We also distinguish:

  • Behavioral data (page views, clicks, engagement): usable only if a legal basis exists, most often consent

  • Personal data (name, email, phone number, job title): enrichment requires transparency and justification because it directly identifies a person

Finally, the B2B vs. B2C context significantly changes the level of risk:

  • In B2B, professional data is less sensitive but still considered personal data if it identifies an individual

  • In B2C, requirements are much stricter: consent, purpose limitation, and full transparency

GDPR Rules Governing Data Enrichment

To enrich a contact database in compliance with GDPR, seven principles must be respected. They are not theoretical — they directly guide what you can and cannot do.

  • Legal basis: you must be able to justify data collection or enrichment (explicit consent, legitimate interest, contract execution, etc.)

  • Transparency: individuals must be informed about the origin of added data and how it is used

  • Proportionality: only data that is truly useful for the declared purpose may be added

  • Data minimization: enriching data “for convenience” or “just in case” is prohibited

  • Accuracy: enriched data must be correct, up to date, and regularly verified

  • Limited retention: enriched data must be deleted when no longer needed

  • Security: encryption, restricted access, internal procedures, compliant tools

In short: enrichment is allowed, but never without a legal basis, transparency, and proportionality.

Practices That Cause Problems

Some methods are still common but non-compliant or illegal.

  • Mass scraping without notice

  • Email matching with third-party databases without informing individuals

  • Cookies or trackers without consent

  • Purchasing databases, even with “guaranteed opt-in”

  • Undisclosed profiling or predictive segmentation

GDPR-Compliant Data Enrichment Methods

First-Party Data Enrichment

The safest and most compliant enrichment relies exclusively on first-party data — data collected directly from users.

Three main categories exist.

Declarative data
Data voluntarily provided by users via forms, preferences, progressive profiling, or surveys.

Consented behavioral data
Signals from websites, emails, or apps collected only after consent: navigation, clicks, product journeys, email engagement.

Customer interaction data
Sales notes, support exchanges, surveys, and purchase history.

First-party data ensures compliance, accuracy, and long-term value.

Enrichment via Explicit Consent

When adding more granular or third-party data, explicit consent is the safest option.

Consent must be specific, explicit, separate, and reversible. Users must clearly understand how and why their data is enriched.

You must be able to prove when consent was given, what it covered, and through which mechanism.

Typical compliant use cases include newsletters, gated content, webinars, ABM programs, and premium resources.

Enrichment Based on Legitimate Interest

Legitimate interest is allowed but strictly framed.

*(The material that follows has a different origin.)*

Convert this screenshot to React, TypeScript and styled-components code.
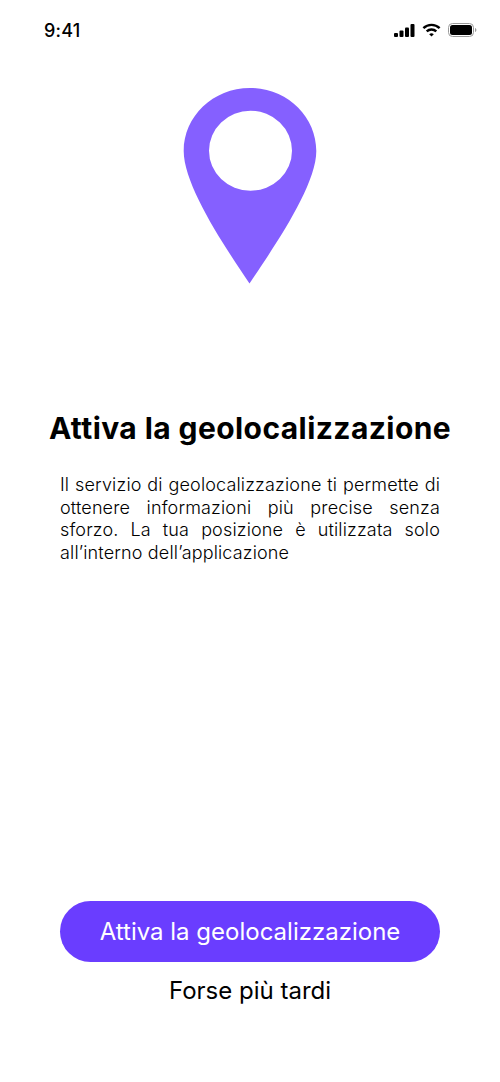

It applies only if the data is non-sensitive, expected in a B2B context, low-impact, and if users can easily exercise their rights.

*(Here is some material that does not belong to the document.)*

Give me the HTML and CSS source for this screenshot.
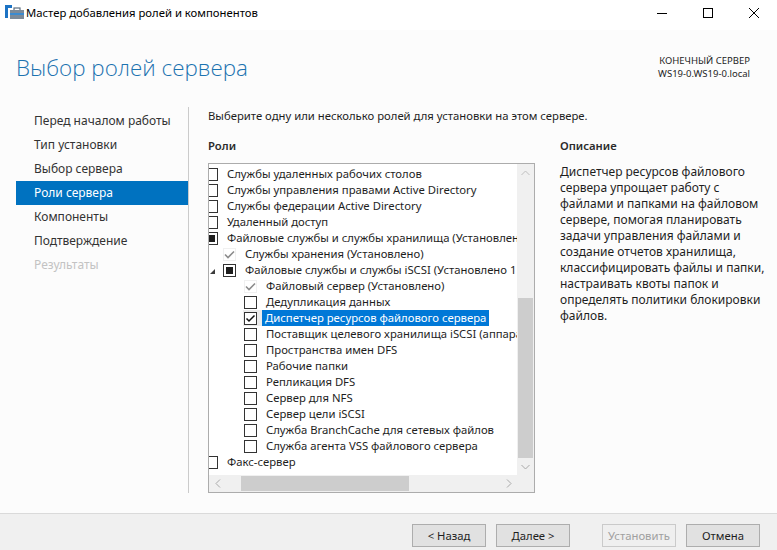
FILE: index.html
```html
<!DOCTYPE html>
<html lang="ru">
<head>
<meta charset="utf-8">
<title>Мастер добавления ролей и компонентов</title>
<link rel="stylesheet" href="styles.css">
</head>
<body>
<div class="window">
  <div class="titlebar">
    <svg class="app-icon" width="20" height="16" viewBox="0 0 20 16">
      <rect x="0" y="0" width="3" height="13" fill="#1d73c4"/>
      <rect x="0" y="0" width="7" height="3" fill="#1d73c4"/>
      <rect x="9" y="3" width="6" height="3" fill="none" stroke="#5d6f80" stroke-width="1.2"/>
      <rect x="5" y="5" width="14" height="9" fill="#7a8a99"/>
      <rect x="5" y="8" width="14" height="2" fill="#3a8bd0"/>
    </svg>
    <span class="title">Мастер добавления ролей и компонентов</span>
    <div class="controls">
      <span class="ctl"><svg width="10" height="10" viewBox="0 0 10 10"><path d="M0 5.5H10" stroke="#000" stroke-width="1"/></svg></span>
      <span class="ctl"><svg width="10" height="10" viewBox="0 0 10 10"><rect x="0.5" y="0.5" width="9" height="9" fill="none" stroke="#000" stroke-width="1"/></svg></span>
      <span class="ctl"><svg width="10" height="10" viewBox="0 0 10 10"><path d="M0 0L10 10M10 0L0 10" stroke="#000" stroke-width="1"/></svg></span>
    </div>
  </div>

  <div class="main">
    <div class="header">
      <h1 class="page-title">Выбор ролей сервера</h1>
      <div class="server">
        <div>КОНЕЧНЫЙ СЕРВЕР</div>
        <div>WS19-0.WS19-0.local</div>
      </div>
    </div>

    <div class="body">
      <nav class="nav">
        <div class="nav-item">Перед началом работы</div>
        <div class="nav-item">Тип установки</div>
        <div class="nav-item">Выбор сервера</div>
        <div class="nav-item active">Роли сервера</div>
        <div class="nav-item">Компоненты</div>
        <div class="nav-item">Подтверждение</div>
        <div class="nav-item disabled">Результаты</div>
      </nav>

      <div class="page">
        <p class="intro">Выберите одну или несколько ролей для установки на этом сервере.</p>
        <div class="cols">
          <div class="roles">
            <div class="section-label">Роли</div>
            <div class="listbox">
              <div class="viewport">
                <div class="tree">
                  <div class="row"><span class="cb"></span><span class="lbl">Службы удаленных рабочих столов</span></div>
                  <div class="row"><span class="cb"></span><span class="lbl">Службы управления правами Active Directory</span></div>
                  <div class="row"><span class="cb"></span><span class="lbl">Службы федерации Active Directory</span></div>
                  <div class="row"><span class="cb"></span><span class="lbl">Удаленный доступ</span></div>
                  <div class="row"><span class="cb partial"></span><span class="lbl">Файловые службы и службы хранилища (Установлено 3 из 12)</span></div>
                  <div class="row l1"><span class="indent"></span><span class="cb installed"><svg width="11" height="11" viewBox="0 0 11 11"><path d="M1 5.5L4 8.5L10 2.5" fill="none" stroke="#8c8c8c" stroke-width="1.6"/></svg></span><span class="lbl">Службы хранения (Установлено)</span></div>
                  <div class="row l1"><span class="indent"><span class="expander"></span></span><span class="cb partial"></span><span class="lbl">Файловые службы и службы iSCSI (Установлено 1 из 11)</span></div>
                  <div class="row l2"><span class="indent"></span><span class="cb installed"><svg width="11" height="11" viewBox="0 0 11 11"><path d="M1 5.5L4 8.5L10 2.5" fill="none" stroke="#8c8c8c" stroke-width="1.6"/></svg></span><span class="lbl">Файловый сервер (Установлено)</span></div>
                  <div class="row l2"><span class="indent"></span><span class="cb"></span><span class="lbl">Дедупликация данных</span></div>
                  <div class="row l2 selected"><span class="indent"></span><span class="hot"><span class="cb"><svg width="11" height="11" viewBox="0 0 11 11"><path d="M1.5 5.5L4 8L9.5 2.5" fill="none" stroke="#111" stroke-width="1.5"/></svg></span></span><span class="lbl">Диспетчер ресурсов файлового сервера</span></div>
                  <div class="row l2"><span class="indent"></span><span class="cb"></span><span class="lbl">Поставщик целевого хранилища iSCSI (аппаратный поставщик VDS и VSS)</span></div>
                  <div class="row l2"><span class="indent"></span><span class="cb"></span><span class="lbl">Пространства имен DFS</span></div>
                  <div class="row l2"><span class="indent"></span><span class="cb"></span><span class="lbl">Рабочие папки</span></div>
                  <div class="row l2"><span class="indent"></span><span class="cb"></span><span class="lbl">Репликация DFS</span></div>
                  <div class="row l2"><span class="indent"></span><span class="cb"></span><span class="lbl">Сервер для NFS</span></div>
                  <div class="row l2"><span class="indent"></span><span class="cb"></span><span class="lbl">Сервер цели iSCSI</span></div>
                  <div class="row l2"><span class="indent"></span><span class="cb"></span><span class="lbl">Служба BranchCache для сетевых файлов</span></div>
                  <div class="row l2"><span class="indent"></span><span class="cb"></span><span class="lbl">Служба агента VSS файлового сервера</span></div>
                  <div class="row"><span class="cb"></span><span class="lbl">Факс-сервер</span></div>
                </div>
              </div>
              <div class="vscroll">
                <div class="arrow"><svg width="9" height="6" viewBox="0 0 9 6"><path d="M0.5 5L4.5 1L8.5 5" fill="none" stroke="#bfbfbf"/></svg></div>
                <div class="vtrack"><div class="vthumb"></div></div>
                <div class="arrow"><svg width="9" height="6" viewBox="0 0 9 6"><path d="M0.5 1L4.5 5L8.5 1" fill="none" stroke="#a8a8a8"/></svg></div>
              </div>
              <div class="hscroll">
                <div class="arrow"><svg width="6" height="9" viewBox="0 0 6 9"><path d="M5 0.5L1 4.5L5 8.5" fill="none" stroke="#a8a8a8"/></svg></div>
                <div class="htrack"><div class="hthumb"></div></div>
                <div class="arrow"><svg width="6" height="9" viewBox="0 0 6 9"><path d="M1 0.5L5 4.5L1 8.5" fill="none" stroke="#a8a8a8"/></svg></div>
              </div>
              <div class="corner"></div>
            </div>
          </div>
          <div class="desc">
            <div class="section-label">Описание</div>
            <p class="desc-text">Диспетчер ресурсов файлового<br>сервера упрощает работу с<br>файлами и папками на файловом<br>сервере, помогая планировать<br>задачи управления файлами и<br>создание отчетов хранилища,<br>классифицировать файлы и папки,<br>настраивать квоты папок и<br>определять политики блокировки<br>файлов.</p>
          </div>
        </div>
      </div>
    </div>
  </div>

  <div class="footer">
    <button class="btn">&lt; Назад</button>
    <button class="btn">Далее &gt;</button>
    <button class="btn disabled-btn gap">Установить</button>
    <button class="btn">Отмена</button>
  </div>
</div>
</body>
</html>
```

FILE: styles.css
```css
* { box-sizing: border-box; }
html, body { margin: 0; padding: 0; }
body {
  font-family: "Noto Sans", "Open Sans", sans-serif;
  font-size: 11.3px;
  color: #1e1e1e;
  background: #fff;
}
.window {
  width: 777px;
  height: 550px;
  display: flex;
  flex-direction: column;
  overflow: hidden;
}

/* title bar */
.titlebar {
  height: 30px;
  flex: none;
  display: flex;
  align-items: center;
  background: #fff;
  padding: 0 0 5px 5px;
}
.app-icon { flex: none; margin-top: 1px; }
.title { margin-left: 1px; color: #000; font-size: 11.3px; }
.controls { margin-left: auto; display: flex; height: 25px; }
.ctl {
  width: 46px;
  height: 25px;
  display: flex;
  align-items: center;
  justify-content: center;
}

/* main */
.main {
  flex: 1;
  background: #fcfcfc;
  display: flex;
  flex-direction: column;
  padding-bottom: 20px;
}
.header {
  height: 77px;
  flex: none;
  display: flex;
  justify-content: space-between;
  align-items: flex-start;
}
.page-title {
  margin: 22px 0 0 16px;
  font-family: "Open Sans", "Noto Sans", sans-serif;
  font-size: 22.4px;
  line-height: 32px;
  font-weight: 300;
  color: #1c73b0;
}
.server {
  margin: 24px 27px 0 0;
  text-align: right;
  font-size: 9.5px;
  line-height: 13px;
  color: #1e1e1e;
}

.body {
  flex: 1;
  display: flex;
  min-height: 0;
}
.nav {
  width: 189px;
  flex: none;
  padding: 2px 0 0 16px;
  border-right: 1px solid #cbcbcb;
  font-size: 12px;
}
.nav-item {
  height: 24px;
  line-height: 24px;
  padding-left: 18px;
  color: #333;
  white-space: nowrap;
}
.nav-item.active { background: #0072c0; color: #fff; }
.nav-item.disabled { color: #c3c3c3; }

.page {
  flex: 1;
  padding-left: 19px;
  display: flex;
  flex-direction: column;
  min-width: 0;
}
.intro {
  margin: 1px 0 0 0;
  line-height: 16px;
}
.cols {
  flex: 1;
  display: flex;
  gap: 25px;
  margin-top: 14px;
  min-height: 0;
}
.roles {
  width: 327px;
  flex: none;
  display: flex;
  flex-direction: column;
}
.section-label {
  line-height: 16px;
  font-weight: 600;
  color: #2b2b2b;
}

.listbox {
  margin-top: 9px;
  flex: 1;
  border: 1px solid #acacac;
  background: #fff;
  display: grid;
  grid-template-columns: 1fr 17px;
  grid-template-rows: 1fr 17px;
  min-height: 0;
}
.viewport {
  overflow: hidden;
}
.tree {
  margin: 2px 0 0 -4px;
}
.row {
  height: 16px;
  display: flex;
  align-items: center;
  white-space: nowrap;
}
.indent { flex: none; height: 16px; display: flex; align-items: center; }
.l1 .indent { width: 18px; }
.l2 .indent { width: 39px; }
.l2.selected .indent { width: 38px; }
.expander {
  width: 0; height: 0;
  margin-left: 5px;
  margin-top: 2px;
  border-left: 5px solid transparent;
  border-bottom: 5px solid #3c3c3c;
}
.cb {
  flex: none;
  width: 13px;
  height: 13px;
  border: 1px solid #333;
  background: #fff;
  margin-right: 6px;
  display: flex;
  align-items: center;
  justify-content: center;
}
.cb svg { display: block; }
.cb.partial::after {
  content: "";
  width: 7px;
  height: 7px;
  background: #1e1e1e;
}
.cb.installed { border-color: #f0f0f0; background: transparent; }
.hot {
  flex: none;
  height: 16px;
  display: flex;
  align-items: center;
  background: #ececec;
  padding: 0 5px 0 1px;
}
.hot .cb { margin-right: 0; }
.lbl {
  padding: 0 3px;
  line-height: 16px;
  color: #1e1e1e;
}
.selected .lbl { background: #0078d7; color: #fff; }

.vscroll {
  background: #f0f0f0;
  display: flex;
  flex-direction: column;
}
.vscroll .arrow { height: 17px; flex: none; display: flex; align-items: center; justify-content: center; }
.vtrack { flex: 1; display: flex; flex-direction: column; justify-content: flex-end; }
.vthumb { height: 160px; background: #cdcdcd; margin: 0 1px; }
.hscroll {
  background: #f0f0f0;
  display: flex;
}
.hscroll .arrow { width: 17px; flex: none; display: flex; align-items: center; justify-content: center; }
.htrack { flex: 1; display: flex; align-items: stretch; }
.hthumb { width: 168px; margin: 1px 0 1px 15px; background: #cdcdcd; }
.corner { background: #f0f0f0; }

.desc { flex: 1; min-width: 0; }
.desc-text {
  margin: 10px 0 0 0;
  font-size: 12px;
  line-height: 16px;
  color: #1e1e1e;
  white-space: nowrap;
}

/* footer */
.footer {
  height: 37px;
  flex: none;
  background: #f0f0f0;
  border-top: 1px solid #dadada;
  display: flex;
  justify-content: flex-end;
  align-items: flex-start;
  padding: 10px 17px 0 0;
  gap: 10px;
}
.btn {
  width: 74px;
  height: 23px;
  background: #e1e1e1;
  border: 1px solid #adadad;
  font-family: inherit;
  font-size: 11.3px;
  color: #1e1e1e;
  padding: 0;
}
.btn.gap { margin-left: 22px; }
.btn.disabled-btn { background: #efefef; border-color: #cacaca; color: #a0a0a0; }
```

It cannot be used to enrich B2C profiles, collect new contact details, or perform undisclosed profiling.

A documented balancing test is mandatory and must be retained internally.

Enrichment via Compliant Partners

External enrichment is possible only with GDPR-compliant partners.

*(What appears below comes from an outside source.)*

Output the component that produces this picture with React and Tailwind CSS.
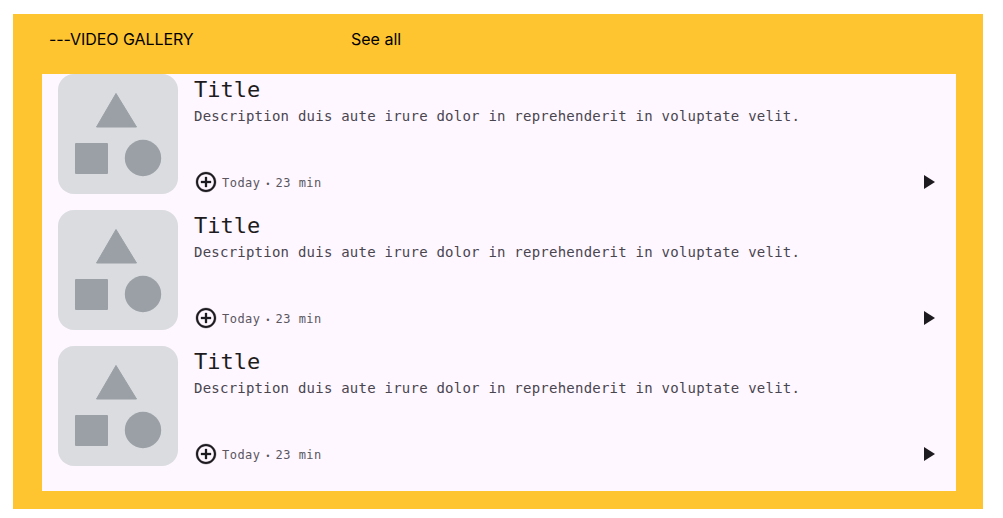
import { Fragment } from 'react';

const items = [1, 2, 3];

function Thumb() {
  return (
    <div className="w-[120px] h-[120px] shrink-0 rounded-2xl bg-[#dadce0] overflow-hidden">
      <svg width="120" height="120" viewBox="0 0 120 120" fill="#9aa0a6">
        <path d="M58 19.5 L38.5 53 L78.5 53 Z" stroke="#9aa0a6" strokeWidth="1" strokeLinejoin="round" />
        <rect x="17" y="69" width="33" height="31" rx="1" />
        <circle cx="85" cy="84" r="18.2" />
      </svg>
    </div>
  );
}

function Row() {
  return (
    <div className="flex h-[120px] gap-4">
      <Thumb />
      <div className="flex-1 flex flex-col min-w-0" style={{ fontFamily: '"DejaVu Sans Mono", monospace' }}>
        <div className="mt-[2px] text-[22px] leading-7 text-[#1d1b20]">Title</div>
        <div className="mt-[2px] text-sm leading-5 tracking-[0.23px] text-[#49454f]">
          Description duis aute irure dolor in reprehenderit in voluptate velit.
        </div>
        <div className="mt-auto flex items-center h-6">
          <svg width="24" height="24" viewBox="0 0 24 24" fill="#1d1b20" stroke="#1d1b20" strokeWidth="0.3">
            <path d="M13 7h-2v4H7v2h4v4h2v-4h4v-2h-4V7zm-1-5C6.48 2 2 6.48 2 12s4.48 10 10 10 10-4.48 10-10S17.52 2 12 2zm0 18c-4.41 0-8-3.59-8-8s3.59-8 8-8 8 3.590 8 8-3.590 8-8 8z" />
          </svg>
          <span className="ml-1 mt-1 text-xs leading-4 tracking-[0.48px] text-[#5a5660] whitespace-nowrap">
            Today<span className="inline-block w-[15px] text-center text-[8px] tracking-normal">•</span>23 min
          </span>
          <svg className="ml-auto" width="24" height="24" viewBox="0 0 24 24" fill="#1d1b20">
            <path d="M8 5v14l11-7z" />
          </svg>
        </div>
      </div>
    </div>
  );
}

export default function App() {
  return (
    <div className="ml-[13px] mt-[14px] w-[970px] h-[495px] bg-[#ffc531] pl-[29px] pr-[27px]" style={{ fontFamily: 'Inter, sans-serif' }}>
      <div className="h-[60px] pl-[7px] pb-[10px] flex items-center text-black text-base">
        <span className="w-[302px] shrink-0 tracking-[-0.06px]">---VIDEO GALLERY</span>
        <span>See all</span>
      </div>
      <div className="h-[417px] bg-[#fef7ff] pl-4 pr-4 flex flex-col gap-4">
        {items.map((i) => (
          <Fragment key={i}>
            <Row />
          </Fragment>
        ))}
      </div>
    </div>
  );
}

You must require clear documentation, a signed DPA, transparency on data sources, security measures, and defined retention periods.

Most commercial databases do not meet these standards.

How to Enrich Data Without Breaking the Law

Adopt a Data Minimization Strategy

Before adding any data, ask whether it truly serves a business, marketing, or product purpose.

If not, do not collect it.

Quality and accuracy matter more than volume. Too much data leads to complexity, legal risk, and loss of trust.

Combine Enrichment and Transparency

Every enrichment must be accompanied by clear information on purpose, legal basis, user rights, and data usage.

Your privacy policy must detail data sources, partners, processing activities, and retention periods.

Transparency builds compliance, trust, and better data quality.

Use Anonymization and Pseudonymization

Proper anonymization removes data from GDPR scope and enables broader analysis. Poor anonymization creates re-identification risks.

If data can still be linked to a person, it remains subject to GDPR.

GDPR-Compliant Enrichment Tools

Internal Tools

CRMs, CDPs, and first-party analytics tools provide the safest enrichment framework when configured correctly.

They allow traceability, lifecycle control, and compliant segmentation.

Compliant Data Providers

Privacy-first providers must demonstrate clear legal bases, EU hosting, DPAs, transparent sources, and rights management.

If a provider is vague, it is a risk.

Prohibited or Risky Tools

Non-compliant US tools, LinkedIn scraping extensions, and opaque data brokers expose companies to high legal risk and should be avoided.

Common GDPR Violations

The GDPR applies fully in B2B whenever data identifies a physical person.

Enriching data without a legal basis, without informing individuals, or retaining obsolete data are among the most frequent violations.

Best Practices to Stay Compliant

  • Document every enrichment activity

  • Perform DPIAs when required

  • Govern subcontractors strictly

  • Train marketing and sales teams

Summary

To enrich data without violating GDPR:

  • Collect less, collect better

  • Be transparent

  • Use compliant tools

  • Document everything

  • Validate legal bases

  • Control subcontractors

  • Train teams

The goal is not to stop enrichment, but to make it a responsible, legal, and sustainable performance lever.